The United States government is the largest single purchaser of goods and services in the world. Even during times of economic hardship, the US continues to dump billions into the private sector. The federal procurement spending rate of growth has surpassed the rate of U.S. inflation every year, since 2000. With annual federal procurement budgets of more than $400 billion, it is no surprise that the competition for government contracts has increased tremendously. Consequently, more and more companies are trying to get a piece of the action. When these companies adhere to all of the required regulations and statutes, they expect their proposals to be evaluated and the contract awarded in a fair and unbiased manner (Nacke & Ralston 2011).

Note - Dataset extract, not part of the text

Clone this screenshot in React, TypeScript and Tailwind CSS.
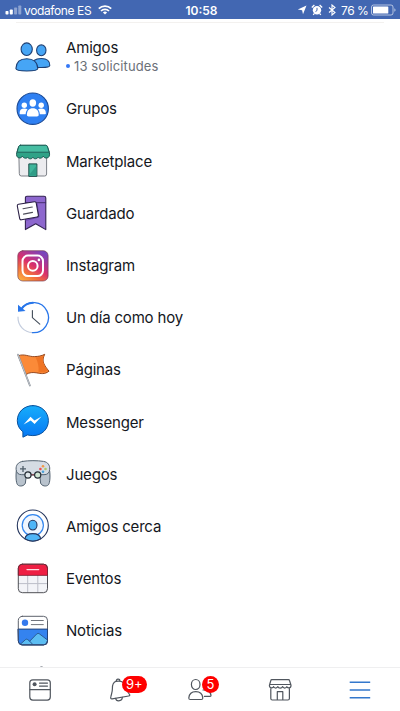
import type { ReactNode } from "react";

function Icon({ children }: { children: ReactNode }) {
  return (
    <svg viewBox="0 0 36 36" className="h-9 w-9 shrink-0" fill="none" strokeLinecap="round" strokeLinejoin="round">
      {children}
    </svg>
  );
}

const friends = (
  <Icon>
    <g fill="#46a5f5" stroke="#1d3f73" strokeWidth="1.1">
      <ellipse cx="26.3" cy="11.3" rx="4.7" ry="5.4" />
      <path d="M19 21.5c2-1.6 4.500-2 7.500-2 5 0 8.300 2.300 8.300 7 0 1.600-3.800 2-8.300 2h-6z" />
      <ellipse cx="11.700" cy="10.200" rx="5.600" ry="6.300" />
      <path d="M.9 29.500c.3-6.500 4.800-9.700 10.900-9.700s10.700 3.200 11 9.700c0 2-5.500 2.500-11 2.500S.9 31.500.9 29.500z" />
    </g>
  </Icon>
);

const groups = (
  <Icon>
    <circle cx="17.700" cy="17.700" r="15.700" fill="#2f80f2" stroke="#1c4a95" strokeWidth="1.100" />
    <g fill="#fff">
      <circle cx="9.300" cy="14.200" r="2.700" />
      <circle cx="26.200" cy="14.200" r="2.700" />
      <path d="M4.600 22.200c0-3.200 1.800-4.600 4.700-4.600 1.300 0 2.400.4 3.200 1-1.200 1.200-1.700 2.800-1.800 4.600H6c-.9 0-1.400-.3-1.400-1z" />
      <path d="M30.900 22.200c0-3.200-1.800-4.600-4.700-4.600-1.300 0-2.400.4-3.200 1 1.200 1.200 1.700 2.800 1.800 4.600h4.700c.9 0 1.400-.3 1.400-1z" />
      <ellipse cx="17.800" cy="12" rx="3.300" ry="3.700" />
      <path d="M11.900 23.800c0-4.300 2.200-6.500 5.900-6.500s5.900 2.200 5.900 6.500c0 1.200-.6 1.700-1.800 1.700h-8.200c-1.200 0-1.800-.5-1.800-1.700z" />
    </g>
  </Icon>
);

const marketplace = (
  <Icon>
    <path d="M4.300 13h27.300v18a2 2 0 0 1-2 2H6.300a2 2 0 0 1-2-2z" fill="#ececef" stroke="#7c8087" />
    <path d="M13.800 33V20.900h8.100V33z" fill="#3fb59b" stroke="#1f4f4b" />
    <path d="M14.500 31.500l6.800-8.500v9.500h-6.800z" fill="#2f9d87" />
    <path d="M5.500 2.300h25.200q1.300 0 1.700 1.300l2.100 6.200c.4 3-.6 5-2.600 5.200-1.900.2-3-.6-3.600-1.800-1 2-4 2.800-5.200 1-1.400 2-4 2.200-5.200.1-1.200 2.100-4 2-5.200-.1-1.300 1.800-4.300 1-5.300-1-.8 1.300-2 2-3.500 1.700-2-.5-2.700-2.500-2.200-5.100l2-6.200q.5-1.300 1.800-1.300z" fill="#2fa287" stroke="#1e5953" />
    <path d="M5.500 2.300h25.200q1.300 0 1.700 1.300l1.700 5.600H2.100l1.600-5.600q.5-1.300 1.800-1.300z" fill="#46bda2" stroke="#1e5953" strokeWidth=".9" />
  </Icon>
);

const saved = (
  <Icon>
    <path d="M12 1.300h17q1.800 0 1.800 1.800v31.500l-10.100-5.900-10.300 5.900V2.900q0-1.600 1.600-1.600z" fill="#8d67ce" stroke="#322252" strokeWidth="1.100" />
    <path d="M10.700 7.700h20" stroke="#3e2865" strokeWidth=".9" />
    <path d="M22 8l2 14-11.500 3h-2" stroke="#6745a8" strokeWidth="1" />
    <path d="M3.500 9.300l16-2.500q1.500-.2 1.700 1.200l2.200 12.200q.2 1.500-1.300 1.800L6.500 24.800q-1.500.3-1.800-1.200L2.300 11q-.2-1.500 1.200-1.700z" fill="#fff" stroke="#2a1f45" strokeWidth="1.100" />
    <path d="M8 13.700l9.300-1.700M8.500 19.100l9-1.700" stroke="#4d4d59" strokeWidth="1.100" />
  </Icon>
);

const instagram = (
  <Icon>
    <defs>
      <linearGradient id="ig" x1=".1" y1="1" x2=".75" y2="0">
        <stop offset="0" stopColor="#fdb33e" />
        <stop offset=".28" stopColor="#f3713c" />
        <stop offset=".55" stopColor="#d9306c" />
        <stop offset=".8" stopColor="#a43a9b" />
        <stop offset="1" stopColor="#7746bd" />
      </linearGradient>
    </defs>
    <rect x="2.800" y="2.700" width="30.300" height="30.300" rx="5" fill="url(#ig)" stroke="#774054" strokeOpacity=".75" strokeWidth=".9" />
    <rect x="7.500" y="7.600" width="20.500" height="20.500" rx="5.500" stroke="#fff" strokeWidth="2" />
    <circle cx="17.800" cy="17.900" r="4.800" stroke="#fff" strokeWidth="2" />
    <circle cx="23.900" cy="11.900" r="1.300" fill="#fff" />
  </Icon>
);

const onThisDay = (
  <Icon>
    <path d="M17.500 32.600A15 15 0 0 1 3 17" stroke="#c4cdde" strokeWidth="1.200" />
    <path d="M6.200 9A15 15 0 1 1 17.500 32.600" stroke="#2876ea" strokeWidth="1.300" />
    <path d="M6.500 9A14.500 14.500 0 0 1 18 2.800" stroke="#2876ea" strokeWidth="2" />
    <path d="M3 4.800v7l7.500-.7z" fill="#2876ea" />
    <path d="M17.400 10.500v7.200l7.400 6.400" stroke="#424c59" strokeWidth="1.100" />
  </Icon>
);

const pages = (
  <Icon>
    <path d="M3.700 3.600c5.500-2.200 10.800 1.400 16 1 3.700-.2 6.700-.6 10-2.300-1.600 3.500-2.200 6-1 8.900 1 2.600 3 5.200 5.300 8-4.500 3.500-8.300 2.300-12.200 1.700-4-.7-7.300-.6-10.700 1.500z" fill="#fb8a38" stroke="#8b3b12" strokeWidth=".9" />
    <path d="M20.500 5.200c3.500 0 5.900-.5 8.200-1.500-1.500 4.800-.4 8.800 4.300 14.900-4 2.500-7.600 1.700-9.500 1.300.5-4.900-.5-10.100-3-14.700z" fill="#ef7424" />
    <path d="M3 2.700L14.900 33.500" stroke="#8a9099" strokeWidth="1.800" />
    <path d="M3 2.700L14.900 33.500" stroke="#c2c7cd" strokeWidth=".9" />
  </Icon>
);

const messenger = (
  <Icon>
    <defs>
      <linearGradient id="ms" x1="0" y1="0" x2="0" y2="1">
        <stop offset="0" stopColor="#17adfb" />
        <stop offset="1" stopColor="#0678f4" />
      </linearGradient>
    </defs>
    <path d="M17.900 1.600C8.900 1.600 2.300 8.200 2.300 16.700c0 4.500 2.100 8.400 5.600 11.100v5.400l4.600-2.300c1.600.4 3.500.7 5.400.7 8.900 0 15.500-6.500 15.500-14.900S26.800 1.600 17.900 1.600z" fill="url(#ms)" stroke="#0b529d" strokeWidth="1" />
    <path d="M8.600 20.400l6.900-7.600 4 3.600 7-3.900-6.900 7.600-3.900-3.500z" fill="#fff" />
  </Icon>
);

const games = (
  <Icon>
    <path d="M1.300 15c-.6 5.500-.3 11.500 1.200 13.700 2.200 2.400 7 1.300 7.900-1.700l.9-8h13.400l.9 8c.9 3 5.700 4.100 7.900 1.700 1.500-2.200 1.800-8.200 1.200-13.700z" fill="#b9c3cd" stroke="#536270" />
    <path d="M7.500 5.400c6-1 15-1 21 0 4.500.7 6.500 3.900 6.200 7.900-.2 3.700-2.300 5.400-5.700 5.400H6.800c-3.400 0-5.500-1.700-5.700-5.400-.3-4 1.900-7.200 6.400-7.900z" fill="#d5dce4" stroke="#536270" />
    <path d="M5 12.900h6M8 9.900v6" stroke="#4f5e6a" strokeWidth="1.300" strokeLinecap="butt" />
    <path d="M16 18.800h4" stroke="#963d48" />
    <circle cx="13" cy="19" r="3.100" fill="#dfe6ea" stroke="#252d35" strokeWidth="1.200" />
    <circle cx="22.700" cy="19" r="3.100" fill="#cfe5d3" stroke="#252d35" strokeWidth="1.200" />
    <circle cx="28" cy="10.300" r="1.300" fill="#f39a45" />
    <circle cx="25.400" cy="13" r="1.300" fill="#ee4c4c" />
    <circle cx="30.500" cy="13" r="1.300" fill="#a9c96f" />
    <circle cx="28" cy="15.700" r="1.300" fill="#4ba1d9" />
  </Icon>
);

const nearby = (
  <Icon>
    <circle cx="17.800" cy="17.500" r="15.500" fill="#fff" stroke="#26375f" strokeWidth="1.100" />
    <circle cx="17.800" cy="17.300" r="10.600" fill="#f0f6ff" stroke="#3386ee" strokeWidth="1.200" />
    <path d="M9.900 30.800c.5-3.800 3.300-5.200 7.900-5.200s7.400 1.400 7.900 5.200a15.500 15.500 0 0 1-15.800 0z" fill="#4fb5f7" stroke="#26375f" strokeWidth="1.100" />
    <ellipse cx="17.800" cy="17.100" rx="4.200" ry="4.900" fill="#4fb5f7" stroke="#26375f" strokeWidth="1.100" />
  </Icon>
);

const events = (
  <Icon>
    <rect x="3.300" y="3.200" width="29.200" height="28.500" rx="4" fill="#f3f4f8" />
    <path d="M12.700 14v17.500M22.800 14v17.500M3.500 22.600h29" stroke="#bcbec8" strokeWidth="1" />
    <path d="M3.300 14V7.200a4 4 0 0 1 4-4h21.200a4 4 0 0 1 4 4V14z" fill="#ee1f43" />
    <rect x="3.300" y="3.200" width="29.200" height="28.500" rx="4" stroke="#4f5056" />
    <path d="M3.300 14V7.200a4 4 0 0 1 4-4h21.200a4 4 0 0 1 4 4V14z" stroke="#86182c" strokeWidth=".9" />
    <path d="M12 8.600h11.700" stroke="#ffdce1" strokeWidth="1.300" />
  </Icon>
);

const news = (
  <Icon>
    <rect x="3.300" y="3.300" width="29.200" height="28.600" rx="4" fill="#fff" />
    <path d="M3.300 16.100h29.200v11.800a4 4 0 0 1-4 4H7.300a4 4 0 0 1-4-4z" fill="#3483ef" />
    <path d="M5.400 31.200l5.100-4.600q1.100-.9 2.200 0l2 1.600 6.900-7.100q1.500-1.500 3-.1l7.900 6v.9a4 4 0 0 1-4 4H7.300q-1.200 0-1.900-.7z" fill="#5cbdf2" stroke="#26528b" strokeWidth=".9" />
    <path d="M14.700 28.200l2.800 3" stroke="#26528b" strokeWidth=".9" />
    <rect x="3.300" y="3.300" width="29.200" height="28.600" rx="4" stroke="#5d626c" />
    <path d="M3.300 16.100h29.200v11.800a4 4 0 0 1-4 4H7.300a4 4 0 0 1-4-4z" stroke="#24437a" />
    <circle cx="10" cy="9.700" r="3.200" fill="#3479ed" />
    <path d="M16.300 7.500h12M16.300 11.600h12" stroke="#70747c" />
  </Icon>
);

const items: { label: string; icon: ReactNode; note?: string }[] = [
  { label: "Amigos", icon: friends, note: "13 solicitudes" },
  { label: "Grupos", icon: groups },
  { label: "Marketplace", icon: marketplace },
  { label: "Guardado", icon: saved },
  { label: "Instagram", icon: instagram },
  { label: "Un día como hoy", icon: onThisDay },
  { label: "Páginas", icon: pages },
  { label: "Messenger", icon: messenger },
  { label: "Juegos", icon: games },
  { label: "Amigos cerca", icon: nearby },
  { label: "Eventos", icon: events },
  { label: "Noticias", icon: news },
];

function StatusBar() {
  return (
    <header className="grid h-[19px] shrink-0 grid-cols-[1fr_auto_1fr] items-center bg-[#4267b2] text-[12px] leading-[19px] text-white">
      <div className="flex items-center pl-[5px]">
        <svg viewBox="0 0 17 10" className="h-[10px] w-[17px]" fill="#fff">
          <rect x=".5" y="6" width="3" height="3.500" rx=".7" />
          <rect x="4.800" y="4.500" width="3" height="5" rx=".7" />
          <rect x="9.100" y="2.500" width="3" height="7" rx=".7" opacity=".4" />
          <rect x="13.300" y=".5" width="3" height="9" rx=".7" opacity=".4" />
        </svg>
        <span className="ml-[2px] w-[68px] whitespace-nowrap pt-px tracking-[-0.38px]">vodafone ES</span>
        <svg viewBox="0 0 14 10" className="ml-[6px] h-[10px] w-[14px]" fill="none" stroke="#fff" strokeWidth="1.700">
          <path d="M.8 3.600a8.800 8.800 0 0 1 12.400 0M3 6a5.700 5.700 0 0 1 8 0" />
          <path d="M7 9.600L4.900 7.500a3 3 0 0 1 4.200 0z" fill="#fff" stroke="none" />
        </svg>
      </div>
      <span className="pt-px pl-[3px] text-[12px] font-semibold">10:58</span>
      <div className="flex items-center justify-end pr-[4px]">
        <svg viewBox="0 0 10 10" className="h-[10px] w-[10px]" fill="#fff">
          <path d="M9.500.6L6 9.300 5.100 5.200.8 4.400z" />
        </svg>
        <svg viewBox="0 0 12 12" className="ml-[4px] h-[12px] w-[12px]">
          <circle cx="6" cy="6.300" r="4.200" fill="#fff" />
          <path d="M.8 3.400L3.400 1M11.200 3.400L8.600 1M3.200 9.600l-1 1.200M8.800 9.600l1 1.200" stroke="#fff" strokeWidth="1.300" />
          <path d="M6 3.800v2.700L4.500 7.600" stroke="#4267b2" fill="none" />
        </svg>
        <svg viewBox="0 0 8 12" className="ml-[5px] h-[12px] w-[8px]" fill="none" stroke="#fff" strokeWidth="1.100">
          <path d="M1 3.500l6 5L4 11V1l3 2.500-6 5" />
        </svg>
        <span className="ml-[5px] w-[28px] whitespace-nowrap pt-px tracking-[-0.45px]">76 %</span>
        <svg viewBox="0 0 25 12" className="ml-[2px] h-[12px] w-[25px]" fill="#fff">
          <rect x=".5" y="1" width="21.500" height="10" rx="2" fill="none" stroke="#fff" strokeOpacity=".6" />
          <rect x="2" y="2.500" width="15.300" height="7" rx=".6" />
          <path d="M23.300 4.300q1.300.4 1.300 1.700t-1.300 1.700z" opacity=".6" />
        </svg>
      </div>
    </header>
  );
}

function NavIcon({ children }: { children: ReactNode }) {
  return (
    <svg viewBox="0 0 24 24" className="h-6 w-6" fill="none" stroke="#50565e" strokeWidth="1.200" strokeLinecap="round" strokeLinejoin="round">
      {children}
    </svg>
  );
}

function TabBar() {
  return (
    <nav className="grid h-[44px] shrink-0 grid-cols-5 place-items-center border-t border-[#efeff0] bg-white">
      <NavIcon>
        <rect x="1.800" y="1.800" width="20.500" height="20.300" rx="3" />
        <path d="M2 11.600h20.200M11.500 5.100h8M11.500 8.100h8" />
        <circle cx="6.600" cy="6.300" r="2" fill="#50565e" stroke="none" />
      </NavIcon>
      <div className="relative h-6 w-6">
        <NavIcon>
          <path d="M8.200 3.200c-.2-1 .6-2 1.700-2.100s2 .5 2.100 1.500M8 3.300c-3 1.200-3.700 4.100-3.600 7.300.1 3.500-1 5.700-1.500 7.800-.5 1.900-.1 2.700 1.300 2.500l16.500-2.900c1.200-.2 1.500-1 .6-1.900-2-1.900-2.700-3.700-3.300-6.600-.8-4-3.300-7.400-10-6.200z" />
          <path d="M7.600 20.400c.4 1.900 2 2.700 4 2.300 1.900-.4 2.800-1.500 2.700-3.400" />
        </NavIcon>
        <span className="absolute top-[-2px] left-[13.500px] flex h-[17.500px] w-[25.500px] items-center justify-center rounded-full bg-[#fe0000] text-[13px] text-white">9+</span>
      </div>
      <div className="relative h-6 w-6">
        <NavIcon>
          <path d="M15 12c3.600-.5 7.500 1.600 8 5.400 0 .7-.5 1-1.300 1h-5.300" />
          <ellipse cx="7.700" cy="6.500" rx="4.300" ry="5" />
          <path d="M.8 20c.4-4.500 2.700-6.300 7-6.300s6.600 1.800 7 6.300c0 1-.5 1.500-1.500 1.500H2.300c-1 0-1.500-.5-1.500-1.500z" />
        </NavIcon>
        <span className="absolute top-[-2px] left-[13.700px] flex h-[17.500px] w-[17.500px] items-center justify-center rounded-full bg-[#fe0000] text-[13px] text-white">5</span>
      </div>
      <NavIcon>
        <path d="M3.800 1.700h16.700q.8 0 1 .8l1.500 4.800c0 1.700-.7 2.600-2 2.600s-2.200-.8-2.200-1.300c-.7 1.900-3.500 1.900-4.300 0-.6 1.900-4 1.900-4.600 0-.8 1.900-3.600 1.900-4.300 0 0 .5-.9 1.300-2.200 1.300s-2-.9-2-2.600l1.400-4.800q.2-.8 1-.8zM1.600 6.500h21M2.800 10.500v10q0 1.500 1.500 1.500h15.600q1.500 0 1.500-1.500v-10M9.300 22v-8.300h5.500V22" />
      </NavIcon>
      <svg viewBox="0 0 24 24" className="h-6 w-6" stroke="#3478cc" strokeWidth="1.500">
        <path d="M1.700 4.200h20.500M1.700 12h20.500M1.700 19.700h20.500" />
      </svg>
    </nav>
  );
}

export default function App() {
  return (
    <div className="flex h-[711px] w-[400px] flex-col overflow-hidden bg-white font-['Inter',sans-serif]">
      <StatusBar />
      <div className="mx-4 mt-[3px] h-px shrink-0 bg-[#f3f1ef]" />
      <main className="min-h-0 flex-1 overflow-hidden pt-[7.700px]">
        <ul>
          {items.map((item) => (
            <li key={item.label} className="flex h-[52.200px] items-center gap-[15px] pl-[15px]">
              {item.icon}
              <div className="text-[15px] leading-[19px] tracking-[-0.18px] text-[#14171d]">
                <div>{item.label}</div>
                {item.note && (
                  <div className="flex items-center gap-1 text-[13px] tracking-[0.12px] text-[#6b7078]">
                    <span className="h-1 w-1 rounded-full bg-[#3478f6]" />
                    {item.note}
                  </div>
                )}
              </div>
            </li>
          ))}
        </ul>
        <div className="mt-[9.500px] ml-[39.500px] h-1 w-[3px] rounded-full bg-[#a4a8ae]" />
      </main>
      <TabBar />
    </div>
  );
}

When a procuring agency fails to adhere to the regulations and/or the terms listed within the solicitation, a bid protest may be filed (Nacke & Ralston 2011). A bid protest is a tool that a contractor can use to legally contest the process or result of a government contract award. In order to file a protest, one must be considered an interested party, meaning they are an offeror or prospective offeror who would be financially affected by either the award or the non-award of the contract. There are three different types of protests available to contractors. Each has differing procedures but they share the main requirement; In order to win, they must provide supporting information which would prove that they have been prejudiced by the government agency. The two most common forms of bid protest are the agency-level protest and the Government Accountability Office (“Bid Protests,” 2010).
What is an agency level protest?
An agency-level protest is one which is filed directly with the agency who is facilitating the procurement. It is viewed as the least formal of two processes. The agency-level protest offers a faster resolution and is less expensive than a GAO protest. Additionally, if the interested party does not get the ruling they want, they still have the option to file a protest with the GAO. Essentially, this provides a contractor with two chances to prove their case and obtain the desired result (“Bid Protests,” 2010).
Prior to 1995, the agency-level protest process was unorganized and informal (“Bid Protests,” 2010). In 1991, the Army Material Command (AMC) implemented an experimental procedure to provide a means for contractors to protest AMC solicitations and awards. In October of 1995, President Clinton signed Executive Order 12979 which required government agencies to develop protest procedures and implement a system for the administration of the bid protests. This was further supported through FAR 33.103, “Protests to the agency” (Nacke & Ralston 2011).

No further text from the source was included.